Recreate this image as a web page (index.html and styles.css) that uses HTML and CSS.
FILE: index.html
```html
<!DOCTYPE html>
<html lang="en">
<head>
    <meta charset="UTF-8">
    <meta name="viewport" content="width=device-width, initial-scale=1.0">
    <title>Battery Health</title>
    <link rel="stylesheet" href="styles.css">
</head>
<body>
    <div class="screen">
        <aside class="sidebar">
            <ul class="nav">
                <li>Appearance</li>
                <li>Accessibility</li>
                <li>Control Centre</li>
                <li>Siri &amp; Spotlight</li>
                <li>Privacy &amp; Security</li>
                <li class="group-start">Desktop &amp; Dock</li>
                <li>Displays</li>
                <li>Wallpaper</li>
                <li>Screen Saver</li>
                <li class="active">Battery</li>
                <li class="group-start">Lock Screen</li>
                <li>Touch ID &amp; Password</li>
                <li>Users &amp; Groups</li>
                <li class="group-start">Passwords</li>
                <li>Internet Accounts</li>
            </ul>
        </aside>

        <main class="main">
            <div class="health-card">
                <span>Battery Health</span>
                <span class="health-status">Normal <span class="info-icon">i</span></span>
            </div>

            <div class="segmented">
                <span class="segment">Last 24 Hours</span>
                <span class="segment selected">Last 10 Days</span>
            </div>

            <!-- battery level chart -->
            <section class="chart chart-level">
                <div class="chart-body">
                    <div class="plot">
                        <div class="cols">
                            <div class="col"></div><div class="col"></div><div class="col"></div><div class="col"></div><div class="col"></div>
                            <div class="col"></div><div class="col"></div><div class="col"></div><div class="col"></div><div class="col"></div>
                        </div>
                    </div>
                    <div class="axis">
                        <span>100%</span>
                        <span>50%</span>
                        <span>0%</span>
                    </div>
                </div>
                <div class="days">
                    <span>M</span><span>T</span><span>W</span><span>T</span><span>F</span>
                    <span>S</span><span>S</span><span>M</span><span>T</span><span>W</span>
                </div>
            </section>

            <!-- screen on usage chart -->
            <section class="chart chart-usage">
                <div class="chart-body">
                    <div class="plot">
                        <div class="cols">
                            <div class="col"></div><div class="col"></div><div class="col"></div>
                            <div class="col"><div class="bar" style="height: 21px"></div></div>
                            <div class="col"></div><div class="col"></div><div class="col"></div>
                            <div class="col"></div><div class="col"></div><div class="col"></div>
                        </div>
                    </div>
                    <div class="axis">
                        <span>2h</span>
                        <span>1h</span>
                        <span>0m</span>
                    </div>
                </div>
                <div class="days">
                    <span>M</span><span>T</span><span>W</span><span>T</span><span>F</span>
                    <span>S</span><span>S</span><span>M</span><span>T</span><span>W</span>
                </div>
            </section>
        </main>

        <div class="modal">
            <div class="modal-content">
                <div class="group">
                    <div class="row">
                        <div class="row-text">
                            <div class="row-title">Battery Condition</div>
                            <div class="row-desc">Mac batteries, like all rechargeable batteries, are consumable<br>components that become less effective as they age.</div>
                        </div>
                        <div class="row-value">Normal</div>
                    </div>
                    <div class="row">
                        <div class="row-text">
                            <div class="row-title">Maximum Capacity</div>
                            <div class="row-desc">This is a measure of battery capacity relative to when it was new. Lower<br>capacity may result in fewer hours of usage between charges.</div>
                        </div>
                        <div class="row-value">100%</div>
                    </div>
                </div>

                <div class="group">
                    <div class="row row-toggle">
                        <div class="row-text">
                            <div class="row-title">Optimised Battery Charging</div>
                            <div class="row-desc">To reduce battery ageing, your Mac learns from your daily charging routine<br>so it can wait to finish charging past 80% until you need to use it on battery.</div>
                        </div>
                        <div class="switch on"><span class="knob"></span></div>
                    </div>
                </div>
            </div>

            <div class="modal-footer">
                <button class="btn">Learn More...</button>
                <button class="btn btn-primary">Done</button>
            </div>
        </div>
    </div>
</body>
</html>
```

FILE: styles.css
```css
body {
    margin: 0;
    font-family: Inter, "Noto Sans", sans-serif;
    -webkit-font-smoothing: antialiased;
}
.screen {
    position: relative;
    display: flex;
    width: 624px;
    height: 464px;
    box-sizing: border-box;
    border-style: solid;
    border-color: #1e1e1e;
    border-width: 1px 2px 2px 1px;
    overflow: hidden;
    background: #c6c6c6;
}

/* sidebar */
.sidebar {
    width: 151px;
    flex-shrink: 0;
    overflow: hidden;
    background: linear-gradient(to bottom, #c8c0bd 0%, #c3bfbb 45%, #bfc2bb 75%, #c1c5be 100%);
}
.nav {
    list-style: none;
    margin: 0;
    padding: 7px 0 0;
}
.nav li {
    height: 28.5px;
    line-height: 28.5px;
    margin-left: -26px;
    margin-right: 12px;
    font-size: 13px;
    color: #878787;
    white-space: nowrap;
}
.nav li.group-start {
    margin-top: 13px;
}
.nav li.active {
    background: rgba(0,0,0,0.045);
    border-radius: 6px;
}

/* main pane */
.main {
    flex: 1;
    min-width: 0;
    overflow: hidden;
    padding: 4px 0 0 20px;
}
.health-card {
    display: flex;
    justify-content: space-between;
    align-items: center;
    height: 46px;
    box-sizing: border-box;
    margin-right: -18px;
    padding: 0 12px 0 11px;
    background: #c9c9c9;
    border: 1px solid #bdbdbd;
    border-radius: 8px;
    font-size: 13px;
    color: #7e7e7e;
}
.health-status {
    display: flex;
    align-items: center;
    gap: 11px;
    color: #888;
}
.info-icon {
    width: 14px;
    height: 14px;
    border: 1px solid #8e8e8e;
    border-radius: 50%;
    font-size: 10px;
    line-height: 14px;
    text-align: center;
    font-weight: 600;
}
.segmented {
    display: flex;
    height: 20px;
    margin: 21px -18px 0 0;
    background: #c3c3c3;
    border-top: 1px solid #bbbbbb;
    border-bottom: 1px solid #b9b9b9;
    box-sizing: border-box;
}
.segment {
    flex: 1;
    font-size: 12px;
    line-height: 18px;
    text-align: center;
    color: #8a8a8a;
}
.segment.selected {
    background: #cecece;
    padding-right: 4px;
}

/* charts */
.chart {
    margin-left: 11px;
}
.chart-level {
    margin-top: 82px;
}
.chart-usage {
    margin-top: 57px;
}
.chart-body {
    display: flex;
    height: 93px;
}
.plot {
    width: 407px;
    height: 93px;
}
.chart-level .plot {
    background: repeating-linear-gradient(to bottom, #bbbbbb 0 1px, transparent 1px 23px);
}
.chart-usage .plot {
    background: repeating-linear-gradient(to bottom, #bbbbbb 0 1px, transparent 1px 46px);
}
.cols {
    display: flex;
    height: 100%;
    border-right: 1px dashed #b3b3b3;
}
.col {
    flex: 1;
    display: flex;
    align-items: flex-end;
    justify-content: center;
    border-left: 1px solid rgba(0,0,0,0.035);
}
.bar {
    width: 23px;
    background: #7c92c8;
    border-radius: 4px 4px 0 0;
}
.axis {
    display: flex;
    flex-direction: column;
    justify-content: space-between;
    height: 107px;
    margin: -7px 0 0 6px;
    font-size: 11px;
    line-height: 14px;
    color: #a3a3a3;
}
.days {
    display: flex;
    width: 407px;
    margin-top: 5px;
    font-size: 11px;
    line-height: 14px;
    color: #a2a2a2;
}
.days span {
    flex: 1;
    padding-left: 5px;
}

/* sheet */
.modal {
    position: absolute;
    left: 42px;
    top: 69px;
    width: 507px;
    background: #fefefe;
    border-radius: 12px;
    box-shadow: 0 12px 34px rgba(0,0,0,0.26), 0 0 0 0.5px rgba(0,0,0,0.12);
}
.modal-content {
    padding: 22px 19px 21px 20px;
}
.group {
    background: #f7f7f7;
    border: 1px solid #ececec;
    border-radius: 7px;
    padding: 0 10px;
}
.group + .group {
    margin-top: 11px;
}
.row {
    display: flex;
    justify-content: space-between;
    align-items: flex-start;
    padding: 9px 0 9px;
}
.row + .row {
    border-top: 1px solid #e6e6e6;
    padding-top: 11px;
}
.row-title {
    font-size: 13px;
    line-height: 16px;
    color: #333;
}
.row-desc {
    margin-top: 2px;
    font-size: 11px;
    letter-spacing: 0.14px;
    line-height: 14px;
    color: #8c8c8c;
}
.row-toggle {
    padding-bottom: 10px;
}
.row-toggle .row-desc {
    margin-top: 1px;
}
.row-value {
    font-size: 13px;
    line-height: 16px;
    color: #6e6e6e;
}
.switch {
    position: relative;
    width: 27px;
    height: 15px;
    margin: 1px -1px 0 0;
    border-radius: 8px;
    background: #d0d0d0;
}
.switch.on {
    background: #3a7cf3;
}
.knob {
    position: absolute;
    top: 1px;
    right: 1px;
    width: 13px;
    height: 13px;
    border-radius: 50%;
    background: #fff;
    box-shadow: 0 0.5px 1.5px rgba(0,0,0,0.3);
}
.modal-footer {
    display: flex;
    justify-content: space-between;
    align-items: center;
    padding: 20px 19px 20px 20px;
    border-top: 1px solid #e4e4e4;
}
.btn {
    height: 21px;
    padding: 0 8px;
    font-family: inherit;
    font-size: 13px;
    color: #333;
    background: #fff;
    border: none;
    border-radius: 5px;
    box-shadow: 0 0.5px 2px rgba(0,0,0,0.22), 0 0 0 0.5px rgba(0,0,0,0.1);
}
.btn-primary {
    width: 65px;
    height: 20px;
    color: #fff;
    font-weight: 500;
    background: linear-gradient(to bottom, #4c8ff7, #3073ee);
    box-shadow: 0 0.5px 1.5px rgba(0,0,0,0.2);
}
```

○ ○ ○ ○

▸ EXERCISE PROMPT: On how many lines does the word "that" appear? Answer with only the number.

▸ COMPLETED TASK: 2